Monday, February 23, 2009
weird is as weird gets..
i had this crazy assed dream this morning..and i think snippets of which were influenced by last night..
it comes in 2 parts..well..3..i think..
first was me..in this school like building..there were people around..then there was talk of a rocket landing but no one took notice of it because no one expected it to land there..but moments later it did..im starting to think this part of the dream was influenced by the Transformers trailer..the rocket landed upright and a brief moment later it transformed into this tower like thing with lights and house music..it caused the glass windows of the building to shatter..but the interesting part was that it shattered into water..and only reverted into its glass form upon hitting the floor..so people were running around..then i bump into who else but my baby Erwin who i had dinner with the night before..he joined me in maneuvering around the place..i remember a double decker bus somewhere along the lines..but im not caring bout anything else but my baby E..

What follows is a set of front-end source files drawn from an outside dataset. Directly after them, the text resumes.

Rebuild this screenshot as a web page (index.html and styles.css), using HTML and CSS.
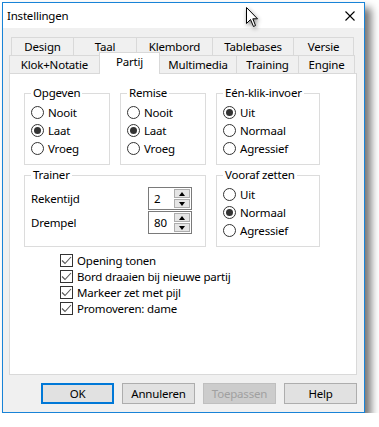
FILE: index.html
```html
<!DOCTYPE html>
<html>
<head>
<meta charset="utf-8">
<title>Instellingen</title>
<link rel="stylesheet" href="styles.css">
</head>
<body>
<div class="window">
  <div class="titlebar">
    <span class="title">Instellingen</span>
    <svg class="close" width="10" height="10" viewBox="0 0 10 10"><path d="M0.5 0.5 L9.5 9.5 M9.5 0.5 L0.5 9.5" stroke="#000" stroke-width="1.1" fill="none"/></svg>
  </div>
  <div class="client">
    <div class="tabs">
      <div class="tabrow back">
        <div class="tab" style="width:63px">Design</div>
        <div class="tab" style="width:64px">Taal</div>
        <div class="tab" style="width:77px">Klembord</div>
        <div class="tab" style="width:82px">Tablebases</div>
        <div class="tab" style="width:61px">Versie</div>
      </div>
      <div class="tabrow front">
        <div class="tab" style="width:91px">Klok+Notatie</div>
        <div class="tab selected" style="width:61px">Partij</div>
        <div class="tab" style="width:78px">Multimedia</div>
        <div class="tab" style="width:63px">Training</div>
        <div class="tab" style="width:57px">Engine</div>
      </div>
    </div>

    <div class="panel">
      <div class="groups">
        <fieldset class="group">
          <legend>Opgeven</legend>
          <div class="opt"><span class="radio"></span>Nooit</div>
          <div class="opt"><span class="radio on"></span>Laat</div>
          <div class="opt"><span class="radio"></span>Vroeg</div>
        </fieldset>
        <fieldset class="group">
          <legend>Remise</legend>
          <div class="opt"><span class="radio"></span>Nooit</div>
          <div class="opt"><span class="radio on"></span>Laat</div>
          <div class="opt"><span class="radio"></span>Vroeg</div>
        </fieldset>
        <fieldset class="group">
          <legend>Eén-klik-invoer</legend>
          <div class="opt"><span class="radio on"></span>Uit</div>
          <div class="opt"><span class="radio"></span>Normaal</div>
          <div class="opt"><span class="radio"></span>Agressief</div>
        </fieldset>

        <fieldset class="group trainer">
          <legend>Trainer</legend>
          <div class="field">
            <span class="label">Rekentijd</span>
            <div class="spin">
              <span class="spin-edit">2</span>
              <span class="spin-btns"><span class="up"></span><span class="down"></span></span>
            </div>
          </div>
          <div class="field">
            <span class="label">Drempel</span>
            <div class="spin">
              <span class="spin-edit">80</span>
              <span class="spin-btns"><span class="up"></span><span class="down"></span></span>
            </div>
          </div>
        </fieldset>
        <fieldset class="group">
          <legend>Vooraf zetten</legend>
          <div class="opt"><span class="radio"></span>Uit</div>
          <div class="opt"><span class="radio on"></span>Normaal</div>
          <div class="opt"><span class="radio"></span>Agressief</div>
        </fieldset>
      </div>

      <div class="checks">
        <div class="check"><span class="box"><svg width="11" height="11" viewBox="0 0 11 11"><path d="M1 5.5 L4 8.5 L10 2" stroke="#555" stroke-width="1.1" fill="none"/></svg></span>Opening tonen</div>
        <div class="check"><span class="box"><svg width="11" height="11" viewBox="0 0 11 11"><path d="M1 5.5 L4 8.5 L10 2" stroke="#555" stroke-width="1.1" fill="none"/></svg></span>Bord draaien bij nieuwe partij</div>
        <div class="check"><span class="box"><svg width="11" height="11" viewBox="0 0 11 11"><path d="M1 5.5 L4 8.5 L10 2" stroke="#555" stroke-width="1.1" fill="none"/></svg></span>Markeer zet met pijl</div>
        <div class="check"><span class="box"><svg width="11" height="11" viewBox="0 0 11 11"><path d="M1 5.5 L4 8.5 L10 2" stroke="#555" stroke-width="1.1" fill="none"/></svg></span>Promoveren: dame</div>
      </div>
    </div>

    <div class="buttons">
      <div class="btn default">OK</div>
      <div class="btn">Annuleren</div>
      <div class="btn disabled">Toepassen</div>
      <div class="btn">Help</div>
    </div>
  </div>
</div>

<svg class="cursor" width="14" height="22" viewBox="0 0 14 22">
  <path d="M0.5 0.5 L0.5 16.5 L4.5 12.5 L7.5 19.5 L9.5 18.5 L6.8 11.8 L11.5 11.8 Z" fill="#fff" stroke="#000" stroke-width="1"/>
</svg>
</body>
</html>
```

FILE: styles.css
```css
body{margin:0;background:#fff;font-family:"Noto Sans","Open Sans",sans-serif;font-size:11.5px;letter-spacing:-0.2px;color:#000;}

.window{width:363px;height:411px;margin:2px 0 0 2px;box-sizing:border-box;border:1px solid #1883d7;background:#f0f0f0;box-shadow:6px 6px 8px rgba(0,0,0,0.55);}

.titlebar{height:25px;background:#fff;display:flex;align-items:center;padding-left:4px;}
.close{margin-left:auto;margin-right:9px;}

.client{padding:9px 7px 0 6px;}

.tabrow{display:flex;height:18px;align-items:flex-end;}
.tabrow.back{margin-left:2px;}
.tab{box-sizing:border-box;height:18px;border:1px solid #d9d9d9;border-bottom:none;margin-left:-1px;text-align:center;line-height:17px;background:#f0f0f0;}
.tab:first-child{margin-left:0;}
.tab.selected{height:22px;margin-bottom:-1px;background:#fff;position:relative;z-index:1;line-height:17px;}

.panel{box-sizing:border-box;height:302px;border:1px solid #d9d9d9;background:#fff;padding:11px 0 0 14px;}

.groups{display:grid;grid-template-columns:86px 86px 104px;column-gap:10px;row-gap:2px;}
.group{margin:0;min-width:0;border:1px solid #dcdcdc;padding:2px 6px 7px;}
.group legend{padding:0 2px;line-height:16px;}
.trainer{grid-column:span 2;padding-top:4px;}

.opt{display:flex;align-items:center;height:18px;}
.radio{box-sizing:border-box;width:13px;height:13px;border:1px solid #333;border-radius:50%;margin-right:4px;display:flex;align-items:center;justify-content:center;background:#fff;}
.radio.on::after{content:"";width:7px;height:7px;border-radius:50%;background:#333;}

.field{display:flex;align-items:center;height:23px;margin-bottom:1px;}
.label{width:117px;}
.spin{display:flex;height:23px;}
.spin-edit{box-sizing:border-box;width:26px;border:1px solid #7a7a7a;border-right:none;padding-left:5px;line-height:21px;background:#fff;}
.spin-btns{box-sizing:border-box;width:18px;display:flex;flex-direction:column;gap:1px;border:1px solid #7a7a7a;border-left:none;padding:1px 1px 1px 0;background:#fff;}
.spin-btns span{flex:1;box-sizing:border-box;border:1px solid #adadad;background:#e5e5e5;display:flex;align-items:center;justify-content:center;}
.spin-btns .up::after{content:"";border-left:3.5px solid transparent;border-right:3.5px solid transparent;border-bottom:4px solid #000;}
.spin-btns .down::after{content:"";border-left:3.5px solid transparent;border-right:3.5px solid transparent;border-top:4px solid #000;}

.checks{margin:5px 0 0 36px;}
.check{display:flex;align-items:center;height:16px;}
.box{box-sizing:border-box;width:13px;height:13px;border:1px solid #333;margin-right:4px;display:flex;align-items:center;justify-content:center;background:#fff;}

.buttons{display:flex;justify-content:flex-end;gap:8px;margin-top:8px;}
.btn{box-sizing:border-box;width:73px;height:21px;border:1px solid #adadad;background:#e1e1e1;text-align:center;line-height:19px;}
.btn.default{border:2px solid #0078d7;line-height:17px;}
.btn.disabled{background:#cccccc;border-color:#bfbfbf;color:#a0a0a0;}

.cursor{position:absolute;left:246px;top:7px;filter:drop-shadow(1px 2px 2px rgba(0,0,0,0.45));}
```
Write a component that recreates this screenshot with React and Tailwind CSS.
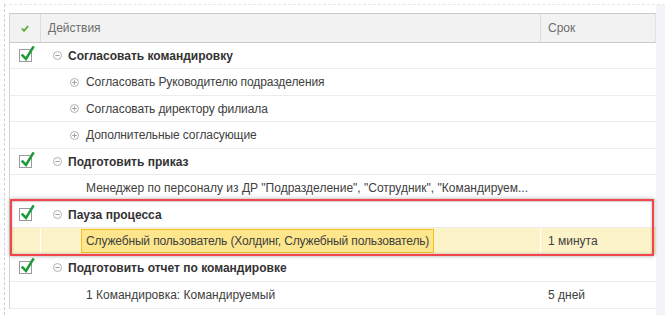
import React from "react";

function Check() {
  return (
    <span className="relative inline-block w-[13px] h-[13px] border border-[#9a9a9a] bg-white">
      <svg className="absolute left-[1px] -top-[4px]" width="14" height="16" viewBox="0 0 14 16">
        <path d="M1.5 9.5 L5 13 L12 1.5" fill="none" stroke="#1f9b3e" strokeWidth="2.6" strokeLinecap="square" strokeLinejoin="miter" />
      </svg>
    </span>
  );
}

function Minus() {
  return (
    <svg width="9" height="9" viewBox="0 0 9 9" className="shrink-0">
      <circle cx="4.5" cy="4.5" r="4" fill="none" stroke="#b0b0b0" strokeWidth="1" />
      <path d="M2.3 4.5 H6.7" stroke="#a0a0a0" strokeWidth="1" />
    </svg>
  );
}

function Plus() {
  return (
    <svg width="9" height="9" viewBox="0 0 9 9" className="shrink-0">
      <circle cx="4.5" cy="4.5" r="4" fill="none" stroke="#b0b0b0" strokeWidth="1" />
      <path d="M2.3 4.5 H6.7 M4.5 2.3 V6.7" stroke="#a0a0a0" strokeWidth="1" />
    </svg>
  );
}

function Row({ h, check, icon, level, bold, text, term, highlight }) {
  return (
    <div
      className={
        "flex items-center border-b " +
        (highlight ? "bg-[#fdf3c8] border-[#f3ecd6]" : "bg-white border-[#ececec]") +
        " " + h
      }
    >
      <div className={"w-[31px] h-full flex items-center pl-[9px] shrink-0 " + (highlight ? "border-r border-white" : "")}>
        {check ? <Check /> : null}
      </div>
      <div className={"w-[500px] h-full flex items-center shrink-0 " + (highlight ? "border-r border-white" : "")}>
        {level === 0 ? (
          <div className="flex items-center pl-[12px]">
            <Minus />
            <span className={"ml-[6px] " + (bold ? "font-bold text-[#333]" : "text-[#404040]")}>{text}</span>
          </div>
        ) : icon === "plus" ? (
          <div className="flex items-center pl-[29px]">
            <Plus />
            <span className="ml-[7px] text-[#404040] tracking-[-0.1px]">{text}</span>
          </div>
        ) : highlight ? (
          <div className="pl-[40px] h-full flex items-center">
            <span className="h-[24px] flex items-center px-[4px] bg-[#fde68c] border border-[#f3bf2a] text-[#404040] whitespace-nowrap tracking-[-0.14px]">
              {text}
            </span>
          </div>
        ) : (
          <div className="pl-[45px] text-[#404040] whitespace-nowrap">{text}</div>
        )}
      </div>
      <div className="flex-1 pl-[7px] text-[#404040]">{term}</div>
    </div>
  );
}

export default function App() {
  return (
    <div
      className="w-[665px] h-[315px] bg-white overflow-hidden text-[12px] leading-none"
      style={{ fontFamily: '"Liberation Sans", Arial, sans-serif' }}
    >
      <div className="pl-[4px] pt-[4px] h-full">
        <div className="h-full flex border-t border-[#e6e6e6] border-l border-dashed border-l-[#cfcfcf]">
          <div className="flex-1 pl-[4px] pt-[8px]">
            <div className="border-l border-[#d4d4d4]">
              <div className="flex h-[30px] bg-[#f2f2f2] border-t border-b border-[#c9c9c9] border-r border-r-[#e2e2e2]">
                <div className="w-[31px] shrink-0 flex items-center justify-center border-r border-[#dcdcdc]">
                  <svg width="8" height="7" viewBox="0 0 8 7">
                    <path d="M0.8 3.5 L3 5.8 L7.2 1" fill="none" stroke="#4fae2e" strokeWidth="1.8" />
                  </svg>
                </div>
                <div className="w-[500px] shrink-0 flex items-center pl-[7px] border-r border-[#dcdcdc] text-[#6e6e6e]">
                  Действия
                </div>
                <div className="flex-1 flex items-center pl-[7px] text-[#6e6e6e]">Срок</div>
              </div>

              <Row h="h-[26px]" check level={0} bold text="Согласовать командировку" />
              <Row h="h-[27px]" level={1} icon="plus" text="Согласовать Руководителю подразделения" />
              <Row h="h-[26px]" level={1} icon="plus" text="Согласовать директору филиала" />
              <Row h="h-[27px]" level={1} icon="plus" text="Дополнительные согласующие" />
              <Row h="h-[26px]" check level={0} bold text="Подготовить приказ" />
              <Row
                h="h-[27px]"
                level={1}
                text={'Менеджер по персоналу из ДР "Подразделение", "Сотрудник", "Командируем...'}
              />
              <div className="relative">
                <Row h="h-[26px]" check level={0} bold text="Пауза процесса" />
                <Row
                  h="h-[26px]"
                  level={1}
                  highlight
                  text="Служебный пользователь (Холдинг, Служебный пользователь)"
                  term="1 минута"
                />
                <div className="absolute -top-[3px] -bottom-[2px] left-0 right-[2px] border-2 border-[#f2464b] shadow-[0_0_4px_rgba(0,0,0,0.35),inset_0_0_3px_rgba(0,0,0,0.25)] pointer-events-none" />
              </div>
              <Row h="h-[28px]" check level={0} bold text="Подготовить отчет по командировке" />
              <Row h="h-[27px]" level={1} text="1 Командировка: Командируемый" term="5 дней" />
            </div>
          </div>
          <div className="w-[9px] shrink-0 bg-[#f3f4f7]" />
        </div>
      </div>
    </div>
  );
}
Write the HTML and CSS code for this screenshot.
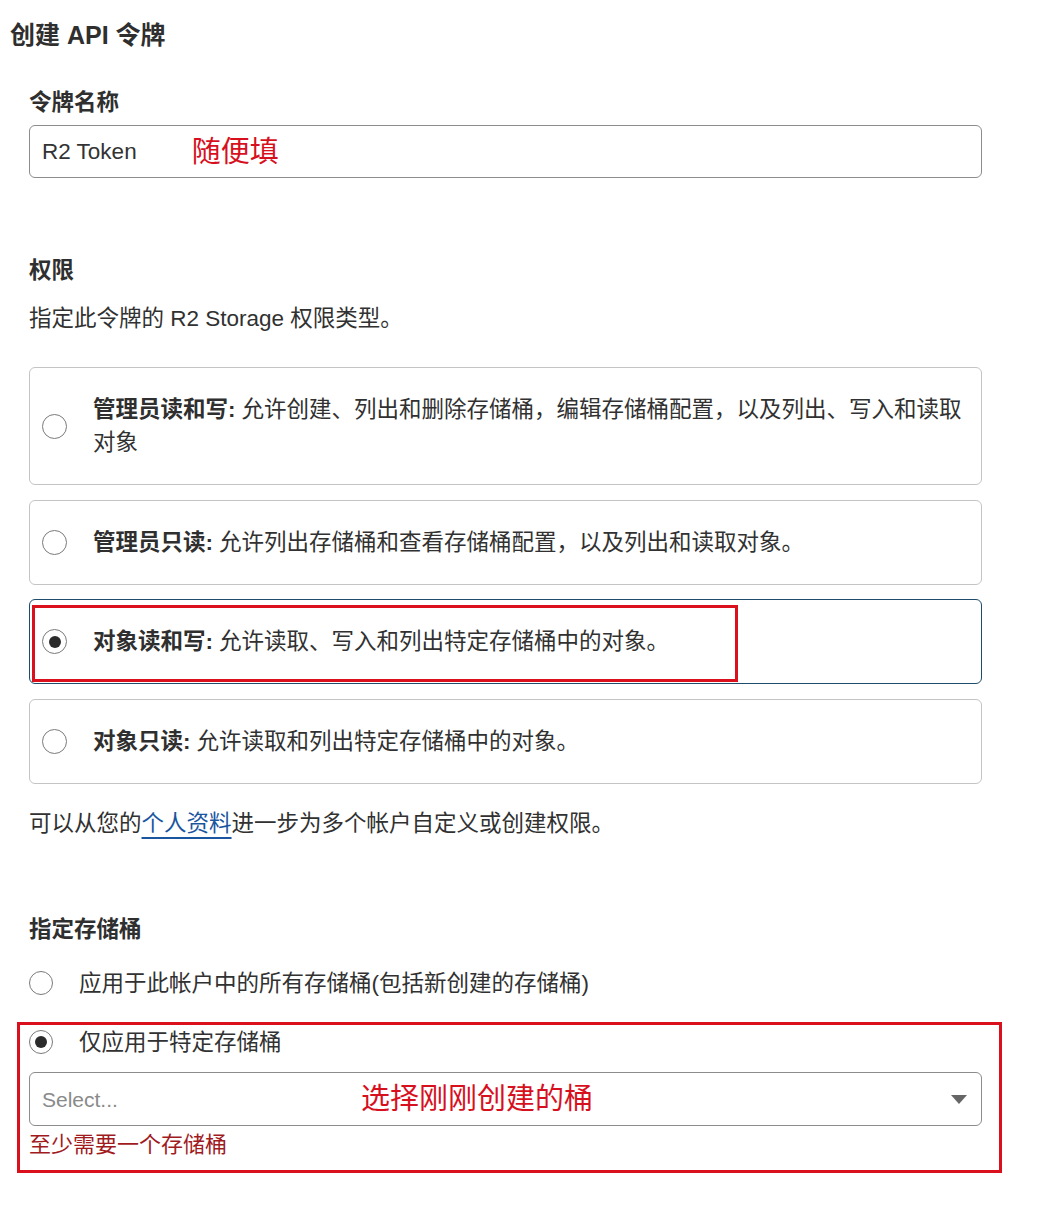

second part..i was lying in bed..my middle, ring and pinky fingers on both hands were severed at the second joint..quite weird come to think of it..but it was fully healed..and i could do things normally with no concern for my disfigurement..but for some reason i was just so be in bed and doctors would come see me to check on me..prob influenced by watching The Biggest Loser and hearing the word Diabetes..go figure..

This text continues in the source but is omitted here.